▸ **Provided material**:

◇ ◇ ◇ ◇ ◇ ◇ ◇

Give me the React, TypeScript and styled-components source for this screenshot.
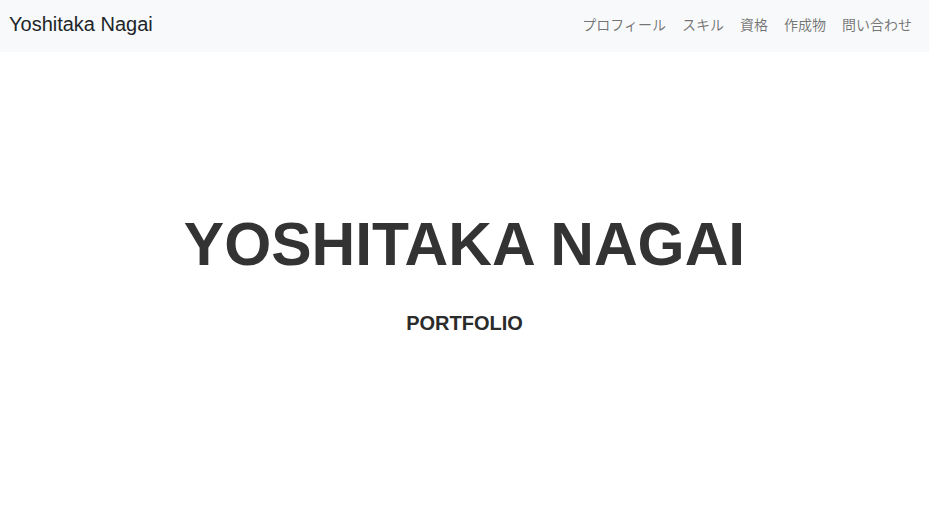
import React from "react";
import styled, { createGlobalStyle } from "styled-components";

const GlobalStyle = createGlobalStyle`
  html, body { margin: 0; padding: 0; background: #ffffff; }
  body { font-family: "Liberation Sans", Arial, "Noto Sans CJK JP", sans-serif; }
`;

const Navbar = styled.nav`
  height: 52px;
  box-sizing: border-box;
  padding: 0 9px 4px 9px;
  background: #f8f9fa;
  display: flex;
  align-items: center;
  justify-content: space-between;
`;

const Brand = styled.a`
  font-family: "Liberation Sans", Arial, sans-serif;
  font-size: 20px;
  line-height: 1.2;
  color: #212529;
  text-decoration: none;
`;

const NavList = styled.ul`
  list-style: none;
  margin: 0;
  padding: 0;
  display: flex;
  align-items: center;
`;

const NavLink = styled.a`
  display: block;
  padding: 0 8px;
  font-family: "Noto Sans CJK JP", "Liberation Sans", sans-serif;
  font-size: 14px;
  line-height: 1.5;
  color: rgba(0, 0, 0, 0.55);
  text-decoration: none;
`;

const Hero = styled.main`
  display: flex;
  flex-direction: column;
  align-items: center;
  gap: 30px;
  padding-top: 156px;
  color: #333333;
`;

const Title = styled.h1`
  margin: 0;
  font-family: "Liberation Sans", Arial, sans-serif;
  font-weight: 700;
  font-size: 60.5px;
  line-height: 1.2;
`;

const Subtitle = styled.h2`
  margin: 0;
  font-family: "Liberation Sans", Arial, sans-serif;
  font-weight: 700;
  font-size: 20px;
  line-height: 1.2;
  color: #2b2b2b;
`;

const links = ["プロフィール", "スキル", "資格", "作成物", "問い合わせ"];

export default function App() {
  return (
    <>
      <GlobalStyle />
      <Navbar>
        <Brand href="#">Yoshitaka Nagai</Brand>
        <NavList>
          {links.map((l) => (
            <li key={l}>
              <NavLink href="#">{l}</NavLink>
            </li>
          ))}
        </NavList>
      </Navbar>
      <Hero>
        <Title>YOSHITAKA NAGAI</Title>
        <Subtitle>PORTFOLIO</Subtitle>
      </Hero>
    </>
  );
}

◇ ◇ ◇ ◇ ◇ ◇ ◇

▸ **Stated exercise**:
Repeat the listing in full and exactly. Do not include any images.

▸ **Output for this exercise**:
Give me the React, TypeScript and styled-components source for this screenshot.
import React from "react";
import styled, { createGlobalStyle } from "styled-components";

const GlobalStyle = createGlobalStyle`
  html, body { margin: 0; padding: 0; background: #ffffff; }
  body { font-family: "Liberation Sans", Arial, "Noto Sans CJK JP", sans-serif; }
`;

const Navbar = styled.nav`
  height: 52px;
  box-sizing: border-box;
  padding: 0 9px 4px 9px;
  background: #f8f9fa;
  display: flex;
  align-items: center;
  justify-content: space-between;
`;

const Brand = styled.a`
  font-family: "Liberation Sans", Arial, sans-serif;
  font-size: 20px;
  line-height: 1.2;
  color: #212529;
  text-decoration: none;
`;

const NavList = styled.ul`
  list-style: none;
  margin: 0;
  padding: 0;
  display: flex;
  align-items: center;
`;

const NavLink = styled.a`
  display: block;
  padding: 0 8px;
  font-family: "Noto Sans CJK JP", "Liberation Sans", sans-serif;
  font-size: 14px;
  line-height: 1.5;
  color: rgba(0, 0, 0, 0.55);
  text-decoration: none;
`;

const Hero = styled.main`
  display: flex;
  flex-direction: column;
  align-items: center;
  gap: 30px;
  padding-top: 156px;
  color: #333333;
`;

const Title = styled.h1`
  margin: 0;
  font-family: "Liberation Sans", Arial, sans-serif;
  font-weight: 700;
  font-size: 60.5px;
  line-height: 1.2;
`;

const Subtitle = styled.h2`
  margin: 0;
  font-family: "Liberation Sans", Arial, sans-serif;
  font-weight: 700;
  font-size: 20px;
  line-height: 1.2;
  color: #2b2b2b;
`;

const links = ["プロフィール", "スキル", "資格", "作成物", "問い合わせ"];

export default function App() {
  return (
    <>
      <GlobalStyle />
      <Navbar>
        <Brand href="#">Yoshitaka Nagai</Brand>
        <NavList>
          {links.map((l) => (
            <li key={l}>
              <NavLink href="#">{l}</NavLink>
            </li>
          ))}
        </NavList>
      </Navbar>
      <Hero>
        <Title>YOSHITAKA NAGAI</Title>
        <Subtitle>PORTFOLIO</Subtitle>
      </Hero>
    </>
  );
}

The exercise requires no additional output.